Actually my proposal in this point was just to find a way to release
some bindings. It was not even a real proposal at all, just an attempt.

What is clear is that all the bindings are set and we talk about new
features without binding (or a plan to bind them). Y made all the
possible questions, case sensitive bindings, release some of them, make
a C-a go to indent and then to beginning of line... anything to have
some more place without create longer bindings.

>> Reserve one prefix only for user specific functions and recommend
>> the packages not to use that.
>
>That's C-c, which we already have.

But some modes sets commands there like message mode

This is a tangent: you said "reserve one prefix", and I pointed out
that we already did.


So why C-mode, message modes and others bind commands there. Then the
user does not have a reserved place confident to no create collisions.

>> Compilation errors and warnings are much simple to find that way.
>
>Our compilation-related features make that entirely unneeded.
>
If we use only C, yes, but in PHP (where an interpreter server produces
a log), Python mode (that the script is sent to an external terminal) or
Latex projects (built in latexmk), or fancy compilers like Rust... in
general we end up opening a terminal (in or outside emacs) an building
by hand. CMake project are difficult to set up as they use out of
sources compilation for everything and in tramp mode the remote
compilation usually needs to set up environment or lmod modules
dynamically ...

That just means we need to extend our support for those other
languages.

That's the perfect choice (utopic), with the actual number of
maintainers, ignoring whats already in melpa (that is a lot of community
work and time improving) I think I am pessimist about the
materialization.

The compilation engine can't be optimized/configured for
all those cases. If we do for 300 use cases there will be 300 more at
the moment.

I disagree with this, I see no reason not to extend our support to
more languages as needed.  We are doing that constantly.

The new methods standards and systems complexity grows faster and in
many directions that what we can maintain updated enough in the core. It
is not a theoretical problem, it is a practical limitation.

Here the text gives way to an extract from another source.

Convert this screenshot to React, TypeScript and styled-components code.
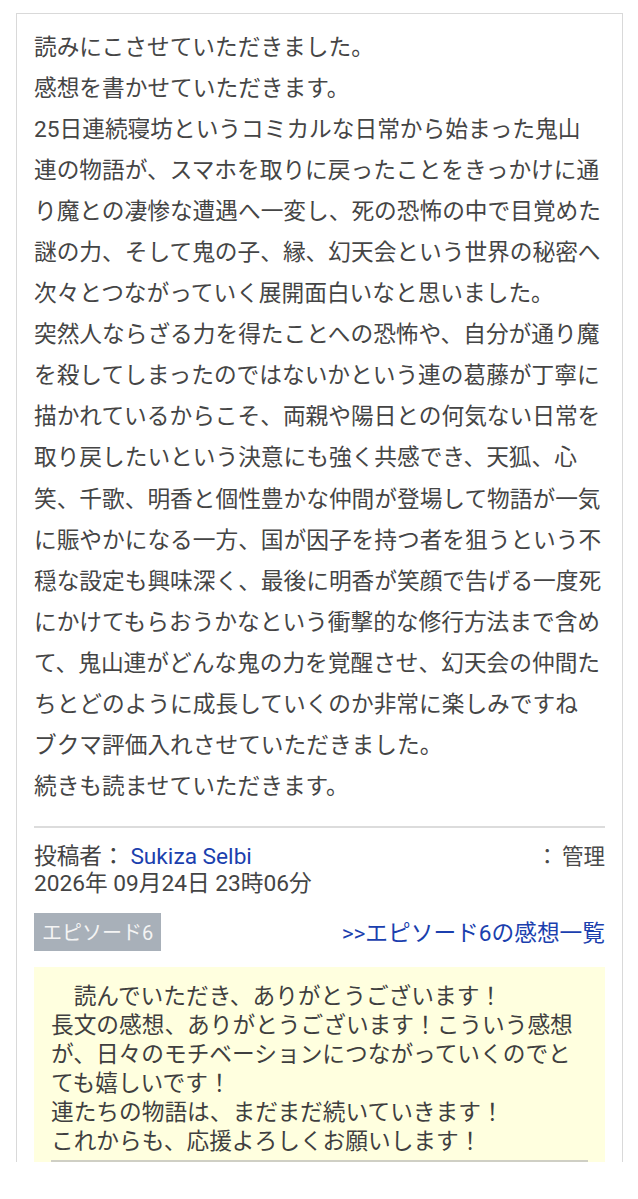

>> Also, going to a line is the kind of command that must have only a 2
>> keys binding by default (and probably a behavior like
>> goto-line-preview by default)
>
>Why would one need to go to a line by its number, when you have
>fast-movement commands like "C-u C-u C-n"?
>
This is a joke right? ;) xdisp.c is a good example: long file, long
functions, lisp variables in the button and macros on the top.

And you go there by line numbers?  Meaning that you remember by heart
the line numbers of those places?  Me, I use M-. instead, and
occasionally M-C-s and M-> (a.k.a. C-END).  I don't really care on
which line number these variables and functions live.

OK, different workflows.
Another example is how imenu fails in C++ mode when there are classes
and namespaces in a long file. So for going to a function isearch or
line numbers are the only alternatives.

No, the alternative is to improve the features that fail to find what
they are supposed to.

That's true, but in the mean time that's what we have and some bugs need
years to be solved. This in fact is a consequence of the C++ support
limitations we were mentioning before in this threads.

>That's the price, yes.  But removing valuable features to make the
>maintenance easier is IMO the wrong way of solving this problem.
>
It is the only really scalable solution I can see in the medium-long
term.

I see at least one more: make the developer team larger.  Which is
actually happening, albeit slowly.

Unix principles imposes here, do one thing and do it right

That's not applicable to Emacs, since Emacs is not a tool, it's a
programming and text-editing environment.